[start]

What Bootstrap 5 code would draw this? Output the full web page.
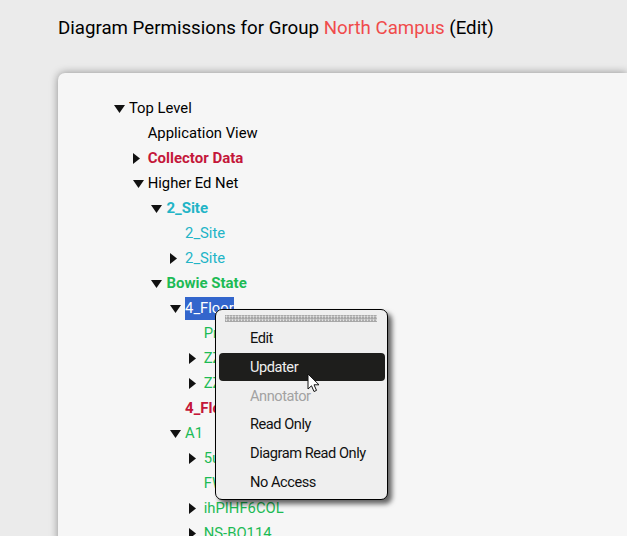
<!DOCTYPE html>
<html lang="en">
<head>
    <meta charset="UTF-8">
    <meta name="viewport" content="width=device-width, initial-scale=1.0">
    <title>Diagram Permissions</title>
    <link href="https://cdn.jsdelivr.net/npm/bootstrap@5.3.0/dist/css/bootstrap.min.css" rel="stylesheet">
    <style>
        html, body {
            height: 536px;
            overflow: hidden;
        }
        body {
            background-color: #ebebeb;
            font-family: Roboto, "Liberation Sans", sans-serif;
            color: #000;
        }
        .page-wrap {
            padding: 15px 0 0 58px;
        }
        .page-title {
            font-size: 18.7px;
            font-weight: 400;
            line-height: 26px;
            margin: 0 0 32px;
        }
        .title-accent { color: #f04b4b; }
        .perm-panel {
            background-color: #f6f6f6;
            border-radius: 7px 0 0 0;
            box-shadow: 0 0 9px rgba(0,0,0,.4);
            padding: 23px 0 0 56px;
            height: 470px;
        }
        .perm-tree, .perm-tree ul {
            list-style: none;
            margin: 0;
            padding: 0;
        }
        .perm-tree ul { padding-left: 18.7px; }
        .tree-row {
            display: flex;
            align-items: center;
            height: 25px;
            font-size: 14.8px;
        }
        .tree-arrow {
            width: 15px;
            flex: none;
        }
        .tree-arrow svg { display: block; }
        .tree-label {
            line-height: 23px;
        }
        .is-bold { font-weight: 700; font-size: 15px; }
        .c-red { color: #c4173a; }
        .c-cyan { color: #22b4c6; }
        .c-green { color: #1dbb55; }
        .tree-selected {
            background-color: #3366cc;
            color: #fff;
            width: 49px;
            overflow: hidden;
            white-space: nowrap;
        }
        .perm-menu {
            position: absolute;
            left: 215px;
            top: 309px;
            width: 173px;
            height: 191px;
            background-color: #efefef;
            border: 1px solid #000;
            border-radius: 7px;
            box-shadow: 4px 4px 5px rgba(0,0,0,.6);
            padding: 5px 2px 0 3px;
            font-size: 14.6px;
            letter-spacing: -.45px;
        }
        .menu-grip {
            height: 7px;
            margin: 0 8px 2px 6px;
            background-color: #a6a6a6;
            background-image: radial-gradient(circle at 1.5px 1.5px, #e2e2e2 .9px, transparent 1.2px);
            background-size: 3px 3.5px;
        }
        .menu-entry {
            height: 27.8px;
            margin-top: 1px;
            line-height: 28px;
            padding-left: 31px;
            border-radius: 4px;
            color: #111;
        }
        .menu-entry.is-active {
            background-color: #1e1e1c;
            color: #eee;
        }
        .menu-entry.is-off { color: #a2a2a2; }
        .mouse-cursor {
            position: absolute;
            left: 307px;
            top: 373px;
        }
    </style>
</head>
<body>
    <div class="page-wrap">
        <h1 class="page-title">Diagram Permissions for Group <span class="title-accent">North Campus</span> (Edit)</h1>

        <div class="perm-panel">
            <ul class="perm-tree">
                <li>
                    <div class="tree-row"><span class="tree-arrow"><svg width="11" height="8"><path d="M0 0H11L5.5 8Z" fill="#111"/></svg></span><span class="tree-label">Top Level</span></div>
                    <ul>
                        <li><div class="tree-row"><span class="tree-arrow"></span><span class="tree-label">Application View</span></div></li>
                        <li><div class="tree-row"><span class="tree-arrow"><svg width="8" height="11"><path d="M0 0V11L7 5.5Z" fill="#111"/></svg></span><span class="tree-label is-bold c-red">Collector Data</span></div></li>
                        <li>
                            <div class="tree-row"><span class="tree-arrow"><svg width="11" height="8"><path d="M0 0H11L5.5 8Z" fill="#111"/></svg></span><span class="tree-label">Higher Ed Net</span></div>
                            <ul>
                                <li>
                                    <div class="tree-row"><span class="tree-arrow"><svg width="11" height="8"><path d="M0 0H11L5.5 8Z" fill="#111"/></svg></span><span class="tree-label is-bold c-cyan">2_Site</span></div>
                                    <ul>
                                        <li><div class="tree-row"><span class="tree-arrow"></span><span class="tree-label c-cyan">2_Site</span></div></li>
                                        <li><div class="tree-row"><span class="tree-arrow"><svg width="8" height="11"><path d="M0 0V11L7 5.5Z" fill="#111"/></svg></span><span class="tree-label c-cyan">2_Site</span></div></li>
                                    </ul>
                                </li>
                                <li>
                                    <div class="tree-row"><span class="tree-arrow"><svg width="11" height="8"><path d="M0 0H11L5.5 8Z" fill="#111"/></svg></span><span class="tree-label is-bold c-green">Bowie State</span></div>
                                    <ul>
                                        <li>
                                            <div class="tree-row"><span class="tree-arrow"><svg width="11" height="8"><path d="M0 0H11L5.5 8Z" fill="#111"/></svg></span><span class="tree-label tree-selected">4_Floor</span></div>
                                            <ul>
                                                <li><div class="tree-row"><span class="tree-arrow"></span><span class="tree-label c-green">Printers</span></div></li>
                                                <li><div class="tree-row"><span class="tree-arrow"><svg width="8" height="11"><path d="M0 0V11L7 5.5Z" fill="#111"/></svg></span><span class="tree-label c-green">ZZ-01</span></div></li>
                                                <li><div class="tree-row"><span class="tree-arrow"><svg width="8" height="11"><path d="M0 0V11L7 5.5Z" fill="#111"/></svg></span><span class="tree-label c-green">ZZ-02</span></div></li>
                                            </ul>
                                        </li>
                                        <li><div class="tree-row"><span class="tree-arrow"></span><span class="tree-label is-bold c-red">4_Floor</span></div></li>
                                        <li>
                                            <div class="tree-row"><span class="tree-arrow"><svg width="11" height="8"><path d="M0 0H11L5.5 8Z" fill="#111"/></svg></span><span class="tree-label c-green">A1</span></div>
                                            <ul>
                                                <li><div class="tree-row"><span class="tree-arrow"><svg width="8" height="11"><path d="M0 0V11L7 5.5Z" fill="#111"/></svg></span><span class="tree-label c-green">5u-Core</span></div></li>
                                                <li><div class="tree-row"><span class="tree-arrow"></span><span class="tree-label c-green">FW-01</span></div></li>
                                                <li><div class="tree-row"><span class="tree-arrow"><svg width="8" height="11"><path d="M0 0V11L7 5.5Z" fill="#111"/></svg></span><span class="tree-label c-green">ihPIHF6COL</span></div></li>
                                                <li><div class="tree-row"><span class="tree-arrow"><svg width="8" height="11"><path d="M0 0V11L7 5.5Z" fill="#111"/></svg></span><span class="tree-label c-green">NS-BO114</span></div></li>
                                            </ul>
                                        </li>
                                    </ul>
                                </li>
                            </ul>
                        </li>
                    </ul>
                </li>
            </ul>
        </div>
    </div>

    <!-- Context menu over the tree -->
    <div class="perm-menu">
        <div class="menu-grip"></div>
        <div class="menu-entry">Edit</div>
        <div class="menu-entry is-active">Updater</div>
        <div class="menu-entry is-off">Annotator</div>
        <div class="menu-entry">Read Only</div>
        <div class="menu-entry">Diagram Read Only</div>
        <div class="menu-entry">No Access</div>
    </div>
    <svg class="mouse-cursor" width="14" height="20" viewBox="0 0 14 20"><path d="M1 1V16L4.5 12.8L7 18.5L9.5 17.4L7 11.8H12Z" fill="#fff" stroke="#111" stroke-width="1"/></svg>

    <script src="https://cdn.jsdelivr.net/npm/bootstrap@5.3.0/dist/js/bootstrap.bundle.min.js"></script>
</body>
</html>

[end]

EXERCISE PROMPT: Quote the material word for word, dropping any images it holds.

SOLUTION TO THE EXERCISE:
What Bootstrap 5 code would draw this? Output the full web page.
<!DOCTYPE html>
<html lang="en">
<head>
    <meta charset="UTF-8">
    <meta name="viewport" content="width=device-width, initial-scale=1.0">
    <title>Diagram Permissions</title>
    <link href="https://cdn.jsdelivr.net/npm/bootstrap@5.3.0/dist/css/bootstrap.min.css" rel="stylesheet">
    <style>
        html, body {
            height: 536px;
            overflow: hidden;
        }
        body {
            background-color: #ebebeb;
            font-family: Roboto, "Liberation Sans", sans-serif;
            color: #000;
        }
        .page-wrap {
            padding: 15px 0 0 58px;
        }
        .page-title {
            font-size: 18.7px;
            font-weight: 400;
            line-height: 26px;
            margin: 0 0 32px;
        }
        .title-accent { color: #f04b4b; }
        .perm-panel {
            background-color: #f6f6f6;
            border-radius: 7px 0 0 0;
            box-shadow: 0 0 9px rgba(0,0,0,.4);
            padding: 23px 0 0 56px;
            height: 470px;
        }
        .perm-tree, .perm-tree ul {
            list-style: none;
            margin: 0;
            padding: 0;
        }
        .perm-tree ul { padding-left: 18.7px; }
        .tree-row {
            display: flex;
            align-items: center;
            height: 25px;
            font-size: 14.8px;
        }
        .tree-arrow {
            width: 15px;
            flex: none;
        }
        .tree-arrow svg { display: block; }
        .tree-label {
            line-height: 23px;
        }
        .is-bold { font-weight: 700; font-size: 15px; }
        .c-red { color: #c4173a; }
        .c-cyan { color: #22b4c6; }
        .c-green { color: #1dbb55; }
        .tree-selected {
            background-color: #3366cc;
            color: #fff;
            width: 49px;
            overflow: hidden;
            white-space: nowrap;
        }
        .perm-menu {
            position: absolute;
            left: 215px;
            top: 309px;
            width: 173px;
            height: 191px;
            background-color: #efefef;
            border: 1px solid #000;
            border-radius: 7px;
            box-shadow: 4px 4px 5px rgba(0,0,0,.6);
            padding: 5px 2px 0 3px;
            font-size: 14.6px;
            letter-spacing: -.45px;
        }
        .menu-grip {
            height: 7px;
            margin: 0 8px 2px 6px;
            background-color: #a6a6a6;
            background-image: radial-gradient(circle at 1.5px 1.5px, #e2e2e2 .9px, transparent 1.2px);
            background-size: 3px 3.5px;
        }
        .menu-entry {
            height: 27.8px;
            margin-top: 1px;
            line-height: 28px;
            padding-left: 31px;
            border-radius: 4px;
            color: #111;
        }
        .menu-entry.is-active {
            background-color: #1e1e1c;
            color: #eee;
        }
        .menu-entry.is-off { color: #a2a2a2; }
        .mouse-cursor {
            position: absolute;
            left: 307px;
            top: 373px;
        }
    </style>
</head>
<body>
    <div class="page-wrap">
        <h1 class="page-title">Diagram Permissions for Group <span class="title-accent">North Campus</span> (Edit)</h1>

        <div class="perm-panel">
            <ul class="perm-tree">
                <li>
                    <div class="tree-row"><span class="tree-arrow"><svg width="11" height="8"><path d="M0 0H11L5.5 8Z" fill="#111"/></svg></span><span class="tree-label">Top Level</span></div>
                    <ul>
                        <li><div class="tree-row"><span class="tree-arrow"></span><span class="tree-label">Application View</span></div></li>
                        <li><div class="tree-row"><span class="tree-arrow"><svg width="8" height="11"><path d="M0 0V11L7 5.5Z" fill="#111"/></svg></span><span class="tree-label is-bold c-red">Collector Data</span></div></li>
                        <li>
                            <div class="tree-row"><span class="tree-arrow"><svg width="11" height="8"><path d="M0 0H11L5.5 8Z" fill="#111"/></svg></span><span class="tree-label">Higher Ed Net</span></div>
                            <ul>
                                <li>
                                    <div class="tree-row"><span class="tree-arrow"><svg width="11" height="8"><path d="M0 0H11L5.5 8Z" fill="#111"/></svg></span><span class="tree-label is-bold c-cyan">2_Site</span></div>
                                    <ul>
                                        <li><div class="tree-row"><span class="tree-arrow"></span><span class="tree-label c-cyan">2_Site</span></div></li>
                                        <li><div class="tree-row"><span class="tree-arrow"><svg width="8" height="11"><path d="M0 0V11L7 5.5Z" fill="#111"/></svg></span><span class="tree-label c-cyan">2_Site</span></div></li>
                                    </ul>
                                </li>
                                <li>
                                    <div class="tree-row"><span class="tree-arrow"><svg width="11" height="8"><path d="M0 0H11L5.5 8Z" fill="#111"/></svg></span><span class="tree-label is-bold c-green">Bowie State</span></div>
                                    <ul>
                                        <li>
                                            <div class="tree-row"><span class="tree-arrow"><svg width="11" height="8"><path d="M0 0H11L5.5 8Z" fill="#111"/></svg></span><span class="tree-label tree-selected">4_Floor</span></div>
                                            <ul>
                                                <li><div class="tree-row"><span class="tree-arrow"></span><span class="tree-label c-green">Printers</span></div></li>
                                                <li><div class="tree-row"><span class="tree-arrow"><svg width="8" height="11"><path d="M0 0V11L7 5.5Z" fill="#111"/></svg></span><span class="tree-label c-green">ZZ-01</span></div></li>
                                                <li><div class="tree-row"><span class="tree-arrow"><svg width="8" height="11"><path d="M0 0V11L7 5.5Z" fill="#111"/></svg></span><span class="tree-label c-green">ZZ-02</span></div></li>
                                            </ul>
                                        </li>
                                        <li><div class="tree-row"><span class="tree-arrow"></span><span class="tree-label is-bold c-red">4_Floor</span></div></li>
                                        <li>
                                            <div class="tree-row"><span class="tree-arrow"><svg width="11" height="8"><path d="M0 0H11L5.5 8Z" fill="#111"/></svg></span><span class="tree-label c-green">A1</span></div>
                                            <ul>
                                                <li><div class="tree-row"><span class="tree-arrow"><svg width="8" height="11"><path d="M0 0V11L7 5.5Z" fill="#111"/></svg></span><span class="tree-label c-green">5u-Core</span></div></li>
                                                <li><div class="tree-row"><span class="tree-arrow"></span><span class="tree-label c-green">FW-01</span></div></li>
                                                <li><div class="tree-row"><span class="tree-arrow"><svg width="8" height="11"><path d="M0 0V11L7 5.5Z" fill="#111"/></svg></span><span class="tree-label c-green">ihPIHF6COL</span></div></li>
                                                <li><div class="tree-row"><span class="tree-arrow"><svg width="8" height="11"><path d="M0 0V11L7 5.5Z" fill="#111"/></svg></span><span class="tree-label c-green">NS-BO114</span></div></li>
                                            </ul>
                                        </li>
                                    </ul>
                                </li>
                            </ul>
                        </li>
                    </ul>
                </li>
            </ul>
        </div>
    </div>

    <!-- Context menu over the tree -->
    <div class="perm-menu">
        <div class="menu-grip"></div>
        <div class="menu-entry">Edit</div>
        <div class="menu-entry is-active">Updater</div>
        <div class="menu-entry is-off">Annotator</div>
        <div class="menu-entry">Read Only</div>
        <div class="menu-entry">Diagram Read Only</div>
        <div class="menu-entry">No Access</div>
    </div>
    <svg class="mouse-cursor" width="14" height="20" viewBox="0 0 14 20"><path d="M1 1V16L4.5 12.8L7 18.5L9.5 17.4L7 11.8H12Z" fill="#fff" stroke="#111" stroke-width="1"/></svg>

    <script src="https://cdn.jsdelivr.net/npm/bootstrap@5.3.0/dist/js/bootstrap.bundle.min.js"></script>
</body>
</html>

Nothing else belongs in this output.